In deze zaak heeft de Rechtbank Amsterdam op 12 januari 2023 uitspraak gedaan over een Europees Aanhoudingsbevel (EAB) dat is uitgevaardigd door de Litouwse autoriteiten. Het EAB is gericht op de aanhouding en overlevering van een opgeëiste persoon, geboren in Litouwen in 1985, die momenteel in Nederland gedetineerd is. De rechtbank heeft de identiteit van de opgeëiste persoon vastgesteld en bevestigd dat hij de Litouwse nationaliteit heeft. De behandeling van het EAB vond plaats op 29 december 2022, waarbij het openbaar ministerie werd vertegenwoordigd door officier van justitie mr. N.R. Bakkenes. De opgeëiste persoon was niet aanwezig, maar werd vertegenwoordigd door zijn raadsman, mr. Th. Boumans.

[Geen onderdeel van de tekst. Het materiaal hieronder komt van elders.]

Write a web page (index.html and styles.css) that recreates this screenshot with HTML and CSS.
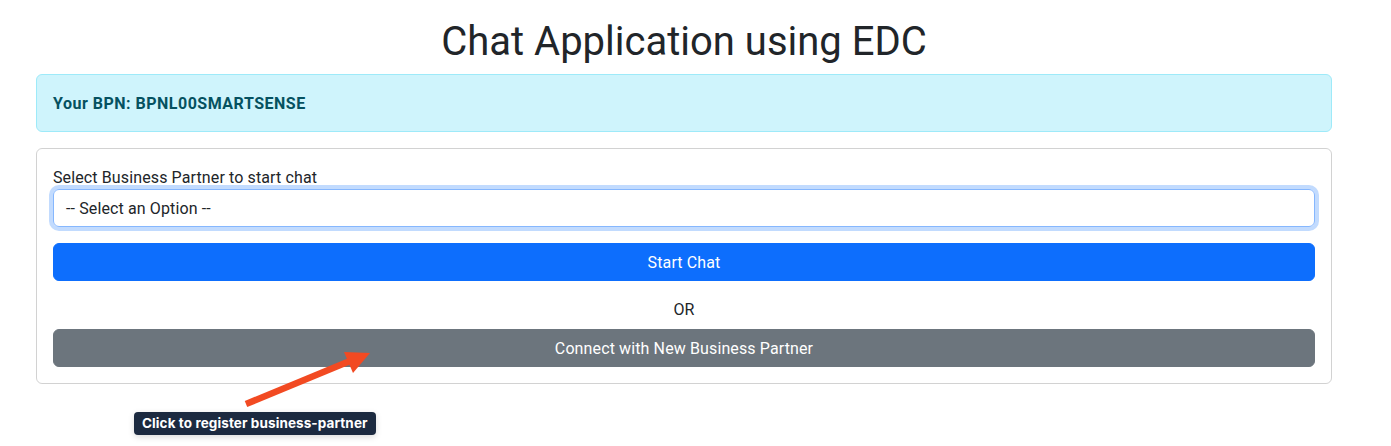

De rechtbank heeft de termijn voor de uitspraak met 30 dagen verlengd en onderzocht de grondslag en inhoud van het EAB. Het EAB vermeldt dat de opgeëiste persoon zich schuldig heeft gemaakt aan illegale handel in verdovende middelen, een feit dat onder de Overleveringswet valt. De rechtbank oordeelde dat er geen onderzoek naar dubbele strafbaarheid nodig was, aangezien het feit op de lijst van bijlage 1 bij de Overleveringswet staat.
De raadsman voerde aan dat de detentieomstandigheden in Litouwen onmenselijk zijn en dat er een reëel gevaar bestaat voor de opgeëiste persoon. De rechtbank verwierp dit verweer, verwijzend naar eerdere uitspraken waarin was geoordeeld dat er geen reëel gevaar meer bestaat voor onmenselijke behandeling van opgeëiste personen in Litouwen. De rechtbank concludeerde dat het EAB voldoet aan de eisen van de Overleveringswet en dat er geen weigeringsgronden zijn voor de overlevering. De rechtbank staat daarom de overlevering toe aan de Litouwse autoriteiten.